“Education is the most powerful weapon which you can use to change the world.” – Nelson Mandela
My last month of working with kids taught me a lot about education and my abilities as a teacher. After I learned a few key pieces of information on how the brain processes information and the different styles of learning I was able to sit and observe the kids with much more patience and understanding. I really started to get them.
I grew up getting smacked for not listening. I got in a lot of trouble in school when I was younger. I was disruptive, hyperactive, and always talked back to my teachers. Even though I could ace every test with little effort, I was considered a kid that needed extensive disciplinary reinforcement. The thing that really sucked was that I was a nice kid. I cared about other people and I wanted my teachers to like me.
Instead of facilitating my obvious desire to learn and be challenged, my teachers tried to control me and stuff me into a box. As a result, by the end of my time in organized education, I couldn’t stand school and I looked at authority figures as cowards instead of role models.
Educators spend a lot of time being stifled by limited resources in their classrooms. They also don’t feel like they get the respect they deserve from their students. And the entire education system reeks of missed opportunities.
We have to understand, kids are smarter than us. We can’t teach them the same way we used to. They are now the ones teaching us. And if we can get over our pride and pay attention to what’s in front of us, we can give them just the right push to help shape the future of powerful young leaders.
“Children must be taught how to think, not what to think.” – Margaret Mead
Here are 5 things I learned from my students that have made me a better person and a much better educator.
1. We can’t lie to ourselves. Kids are immune to bullshit and they tell it like it is around their friends. Being inauthentic literally hurts them and is the fastest way to lose their attention and never get it back.
Kids don’t even mind if you’re dorky or listen to bad music, as long as you own it. They respect that. Everyone does. And it might take them some time to appreciate you for who you are but they are paying attention and taking pieces of what you’re giving off and shaping their own personalities because it’s real, and that’s what they understand.
2. We need support. We are emotional creatures. We love art and self-expression. But nearly every ounce of freedom has been squeezed out of us in the course of our lives. Standing alone hurts. Being supported by the people around you doesn’t hurt. In fact it rocks so hard it should be included in Obamacare. Everyone wants the freedom to stand out and be themselves, especially when they’re young.
We’ve all got weird stuff we do in our bathroom mirrors in a moment of liberation that we would love to do in front of the people we care about. Who doesn’t want to feel more connected to the people around them? Support is the same as love and when we encourage those around us to stand up and be something original the love comes back around in a big way. Kids do this naturally when their friends put themselves on the line. They light up and make those brave people feel like heroes.

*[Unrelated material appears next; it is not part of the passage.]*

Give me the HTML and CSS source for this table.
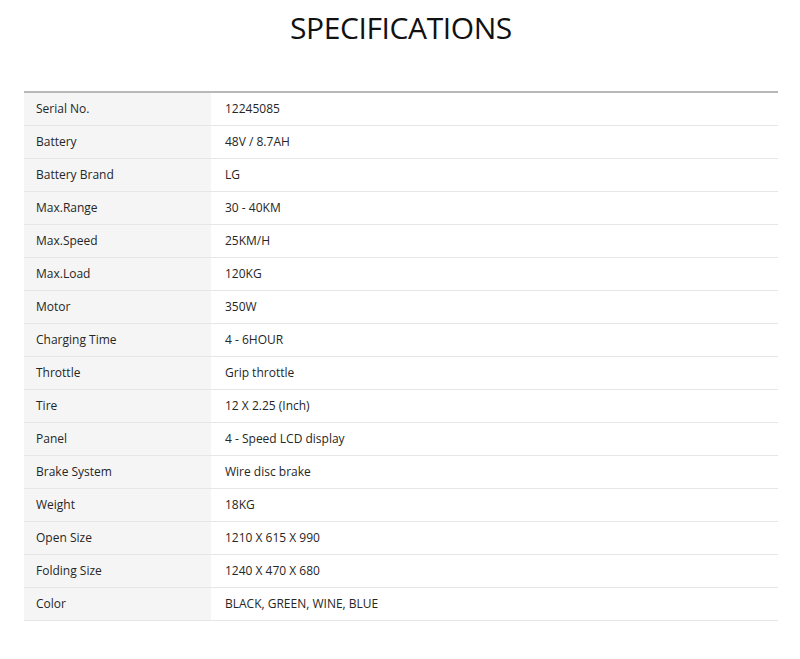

3. We need to be challenged. If you’ve ever tried to half-ass a lesson to a kid you know that they aren’t buying it. They respond well and function at their highest when they are under some form of pressure. The people around us aren’t there to agree with everything we say and coddle us so much that we never experience the fear of standing on our own. We will only grow from our challenges.
When we roll into work and get to the computer and know that there is no chance of anything exceptional happening to us in that day then we are truly suffering. But when we are given the opportunity to rise up and solve problems under pressure and think creativity, then we start to operate with a touch of magic and our days give us life instead of taking it away from us.
4. We must speak up. A lot of unjust stuff happens in our periphery. What kind of people are we if we don’t say anything? Kids don’t look up to that. Their communication style is still so pure. When they feel something in their little hearts, they say it. And you can tell by looking at them how they are feeling.
We can’t keep putting on masks and saving face. We feel things inside and we don’t say anything because when we take a look around we are afraid people will think we are stupid. But we’re not. Our thoughts are significant and our judgment is inherently good, it’s nothing to keep inside.
5. There has to be dancing. Watch a kid when music comes on. Then pay attention to how you feel inside the first 5 or 10 seconds of a song, that time before you filter your existence through a lens that tends to let other people ruin your fun. Movement is inherent. There’s no such person that can feel bad after dancing. It’s more liberating than drugs and alcohol combined. And although it might be incredibly scary to get started, it’s nearly impossible to stop.
Watching someone dance, even if they suck, gives you hope. It’s who you want to be. Get moving and be changed forever.
And thank you kids for rocking so hard it hurts.